State collections of cigarette taxes have been trailing off in recent years. Last year the state received $270.4 million, down from $274 million the year before.

But there appears to be little appetite among Ohio's legislative leaders to tax smokers further, even as it appears that the state could be $400 million more in the red by the end of the fiscal year on June 30. It is not the word "cigarette" that causes the apprehension.

"T-A-X. T-A-X. T-A-X. ... We're not going to go there," said Senate President Richard Finan (R., Evendale).

A Democrat-sponsored amendment to enact a temporary 15-cent increase failed during budget-fix talks late last year. Anti-tobacco activists are considering asking lawmakers instead to approve a resolution that would put the issue on the ballot to let voters decide, Ms. Jagers said.

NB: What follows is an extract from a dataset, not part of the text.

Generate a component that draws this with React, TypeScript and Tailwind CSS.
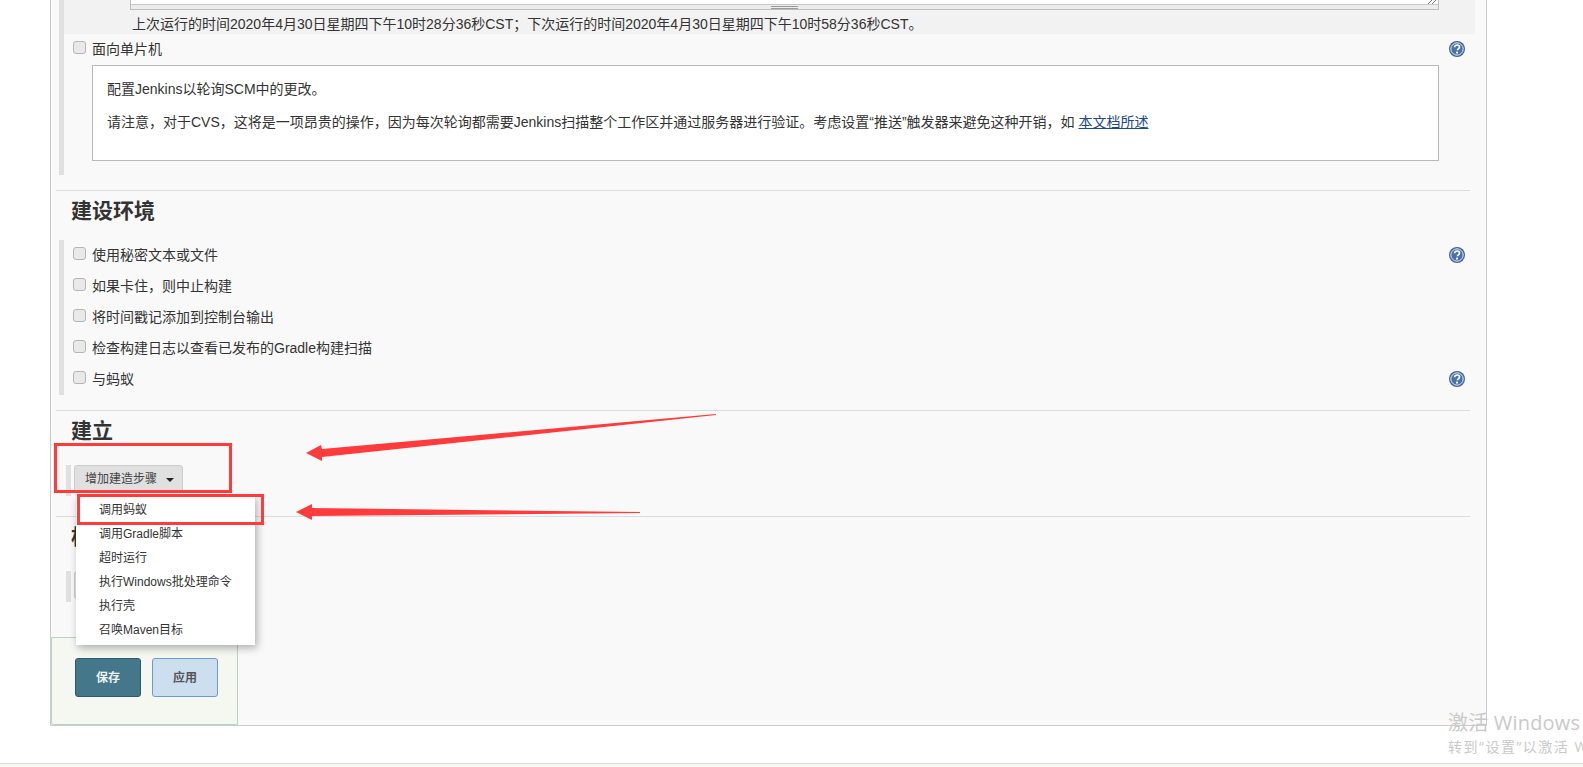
const font = "[font-family:'Liberation_Sans','Noto_Sans_CJK_SC',sans-serif]";

function HelpIcon() {
  return (
    <svg width="16" height="16" viewBox="0 0 16 16" className="mb-[2px] shrink-0">
      <circle cx="8" cy="8" r="8" fill="#3d6199" />
      <circle cx="8" cy="8" r="6.2" fill="#4a72aa" stroke="#e4ebf4" strokeWidth="1" />
      <path
        d="M5.6 6.2c0-1.4 1-2.2 2.5-2.2s2.4.8 2.4 2c0 1-.6 1.4-1.2 1.9-.6.4-.8.7-.8 1.3"
        fill="none"
        stroke="#fff"
        strokeWidth="1.7"
      />
      <rect x="7.1" y="10.6" width="1.9" height="1.9" fill="#fff" />
    </svg>
  );
}

function CheckRow({ label, help }: { label: string; help?: boolean }) {
  return (
    <div className="flex h-[31px] items-center pl-[9px] pr-[10px]">
      <span className="mb-[4px] h-[13px] w-[13px] shrink-0 rounded-[3px] border border-[#b5b5b5] bg-[#e9e9e9]" />
      <span className="ml-[6px] flex-1 text-[14px] text-[#333]">{label}</span>
      {help && <HelpIcon />}
    </div>
  );
}

function Arrow({ className, points, w, h }: { className: string; points: string; w: number; h: number }) {
  return (
    <svg width={w} height={h} viewBox={`0 0 ${w} ${h}`} className={className}>
      <polygon points={points} fill="#ff3b3b" />
    </svg>
  );
}

const menuItems = ["调用蚂蚁", "调用Gradle脚本", "超时运行", "执行Windows批处理命令", "执行壳", "召唤Maven目标"];

export default function App() {
  return (
    <div className={`relative h-[767px] w-[1583px] overflow-hidden bg-white ${font}`}>
      <div className="relative ml-[50px] h-[726px] w-[1437px] border-x border-b border-[#cccccc] bg-[#f9f9f9]">
        {/* 构建触发器 */}
        <div className="ml-[8px] mr-[11px] flex">
          <div className="w-[5px] shrink-0 bg-[#e0e0e0]" />
          <div className="flex-1">
            <div className="flex h-[34px] bg-[#f2f2f2] pl-[66px] pr-[36px]">
              <div className="flex flex-1 flex-col">
                <div className="flex h-[10px] flex-col items-center rounded-b-[1px] border-x border-b border-[#bdbdbd] bg-[#ececec]">
                  <div className="flex h-[5px] w-full justify-end border-b border-[#c8c8c8] bg-white">
                    <svg width="9" height="4" viewBox="0 0 9 4" className="mr-[1px]">
                      <path d="M0 4l4-4M4 4l4-4" stroke="#777" strokeWidth="1" />
                    </svg>
                  </div>
                  <div className="mt-[1px] h-[3px] w-[27px] border-y border-[#9a9a9a]" />
                </div>
                <div className="pl-[2px] pt-[6px] text-[14px] leading-[16px] text-[#333]">
                  上次运行的时间2020年4月30日星期四下午10时28分36秒CST；下次运行的时间2020年4月30日星期四下午10时58分36秒CST。
                </div>
              </div>
            </div>
            <div className="flex h-[31px] items-center pl-[9px] pr-[10px]">
              <span className="mb-[4px] h-[13px] w-[13px] shrink-0 rounded-[3px] border border-[#b5b5b5] bg-[#e9e9e9]" />
              <span className="ml-[6px] flex-1 text-[14px] text-[#333]">面向单片机</span>
              <HelpIcon />
            </div>
            <div className="ml-[28px] mr-[36px] h-[96px] border border-[#b9b9b9] bg-white pl-[14px] pr-[15px] pt-[14px] text-[14px] leading-[18px] text-[#333]">
              <p>配置Jenkins以轮询SCM中的更改。</p>
              <p className="mt-[15px]">
                请注意，对于CVS，这将是一项昂贵的操作，因为每次轮询都需要Jenkins扫描整个工作区并通过服务器进行验证。考虑设置“推送”触发器来避免这种开销，如{" "}
                <a className="text-[#204a87] underline">本文档所述</a>
              </p>
            </div>
            <div className="h-[14px]" />
          </div>
        </div>

        {/* 建设环境 */}
        <div className="ml-[5px] mr-[16px] mt-[15px] border-t border-[#dcdcdc] pl-[15px] pt-[5px]">
          <h2 className="text-[21px] font-bold leading-[30px] text-[#333]">建设环境</h2>
        </div>
        <div className="ml-[8px] mr-[11px] mt-[14px] border-l-[5px] border-[#e0e0e0]">
          <CheckRow label="使用秘密文本或文件" help />
          <CheckRow label="如果卡住，则中止构建" />
          <CheckRow label="将时间戳记添加到控制台输出" />
          <CheckRow label="检查构建日志以查看已发布的Gradle构建扫描" />
          <CheckRow label="与蚂蚁" help />
        </div>

        {/* 建立 */}
        <div className="ml-[5px] mr-[16px] mt-[15px] border-t border-[#dcdcdc] pl-[15px] pt-[5px]">
          <h2 className="text-[21px] font-bold leading-[30px] text-[#333]">建立</h2>
        </div>
        <div className="ml-[15px] mt-[19px] flex h-[31px] border-l-[5px] border-[#e0e0e0] pl-[3px]">
          <button className="flex h-[28px] w-[109px] items-center rounded-[3px] border border-[#ccc] bg-[#e0e0e0] pl-[10px] text-[12px] font-normal text-[#444]">
            增加建造步骤
            <span className="ml-[9px] mt-[1px] h-0 w-0 border-x-[4px] border-t-[4px] border-x-transparent border-t-[#222]" />
          </button>
        </div>

        {/* 构建后操作，被菜单盖住 */}
        <div className="ml-[5px] mr-[16px] mt-[20px] border-t border-[#dcdcdc] pl-[15px] pt-[5px]">
          <h2 className="text-[21px] font-bold leading-[30px] text-[#333]">构建后操作</h2>
        </div>
        <div className="ml-[15px] mt-[19px] flex h-[31px] border-l-[5px] border-[#e0e0e0] pl-[3px]">
          <div className="h-[28px] w-[109px] rounded-[3px] border border-[#ccc] bg-[#e0e0e0]" />
        </div>

        {/* 保存 */}
        <div className="absolute bottom-0 left-0 flex h-[88px] w-[187px] gap-[11px] rounded-bl-[2px] border border-[#b9d3c3] bg-[#f4f8f1] pl-[23px] pt-[20px]">
          <button className="h-[39px] w-[66px] rounded-[3px] border border-[#2f5a6c] bg-[#44778a] text-[12px] font-bold text-[#eef3f5]">
            保存
          </button>
          <button className="h-[39px] w-[66px] rounded-[3px] border border-[#6a9bd0] bg-[#cddeef] text-[12px] font-bold text-[#555]">
            应用
          </button>
        </div>
      </div>

      {/* 页脚 */}
      <div className="mt-[37px] h-[4px] border-t border-[#d9d9d9] bg-[#f8f9f3]" />

      {/* 下拉菜单 */}
      <div className="absolute left-[76px] top-[496px] flex w-[179px] flex-col bg-white pb-[3px] pt-[2px] shadow-[2px_3px_8px_rgba(0,0,0,0.3)]">
        {menuItems.map((item) => (
          <div key={item} className="h-[24px] pl-[23px] text-[12px] leading-[24px] text-[#333]">
            {item}
          </div>
        ))}
      </div>

      {/* 标注 */}
      <div className="absolute left-[54px] top-[443px] h-[50px] w-[178px] border-[3px] border-[#ff3b3b]" />
      <div className="absolute left-[77px] top-[494px] h-[31px] w-[187px] border-[3px] border-[#ff3b3b]" />
      <Arrow
        className="absolute left-[305px] top-[413px]"
        w={412}
        h={49}
        points="1,40 16,32 17,36 411,1 411,2 17,44 17,48"
      />
      <Arrow
        className="absolute left-[295px] top-[503px]"
        w={346}
        h={18}
        points="1,9 17,1 17,5 345,9 345,10 17,13 17,17"
      />

      {/* Windows 水印 */}
      <div className="absolute left-[1448px] top-[709px] whitespace-nowrap text-[20px] leading-[28px] tracking-[0.2px] text-[#c9c9c9] [font-family:'Open_Sans','Noto_Sans_CJK_SC',sans-serif]">
        激活 Windows
      </div>
      <div className="absolute left-[1448px] top-[737px] whitespace-nowrap text-[14px] leading-[20px] tracking-[1.5px] text-[#c9c9c9] [font-family:'Open_Sans','Noto_Sans_CJK_SC',sans-serif]">
        转到“设置”以激活 Windows。
      </div>
    </div>
  );
}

Meanwhile, the General Assembly is in the process of borrowing $260 million from the tobacco settlement, giving IOUs to the anti-smoking campaign, to tobacco farmers who have experienced a drop in demand, and some health programs.

Ohio ranks 31st among the 50 states when it comes to taxing cigarette purchases - tied with Delaware and Kansas at 24 cents a pack. That is on top of the federal excise tax of 39 cents a pack.

Ohio last increased its cigarette tax in 1992, when it raised it 6 cents. At the same time, it established a separate tax on cigars, chewing tobacco, and other tobacco products at 17 percent of the wholesale price.

Ohio, where tobacco farming is limited to a handful of hilly southern counties, is in the middle of the tax pack compared with its neighbors, which range from a low of 3 cents in tobacco-producing Kentucky to a high of 75 cents in Michigan.

If Ohio increased its tax to 74 cents, it would jump to 12th, just behind Michigan, which also is talking about an increase.

Every state taxes cigarette sales to some degree, but the further removed a state is from tobacco-producing country, the higher its cigarette tax tends to be.

But while many states are eyeing tobacco as an easy way to raise money, Louisiana is going in the opposite direction. Its tax is slated to drop from 24 to 20 cents on July 1.

Ohio's tobacco farmers, while fighting the state's plan to divert their trust fund's money over the next two years, do not want the kind of help the anti-smoking activists are offering.

"It's obvious price is a sensitive matter in all products," said David White, director of commodity relations for the Ohio Farm Bureau. "After the master settlement agreement, the tobacco companies increased the price of cigarettes [to pay for the settlement] and consumption fell off. If you increase taxes and consumption falls off, what did [tobacco farmers] gain?"

The quotas of Ohio tobacco farmers, set by the tobacco industry, have dropped 60 percent since 1999.

"I don't believe any new taxes would fly right now," Mr. White said.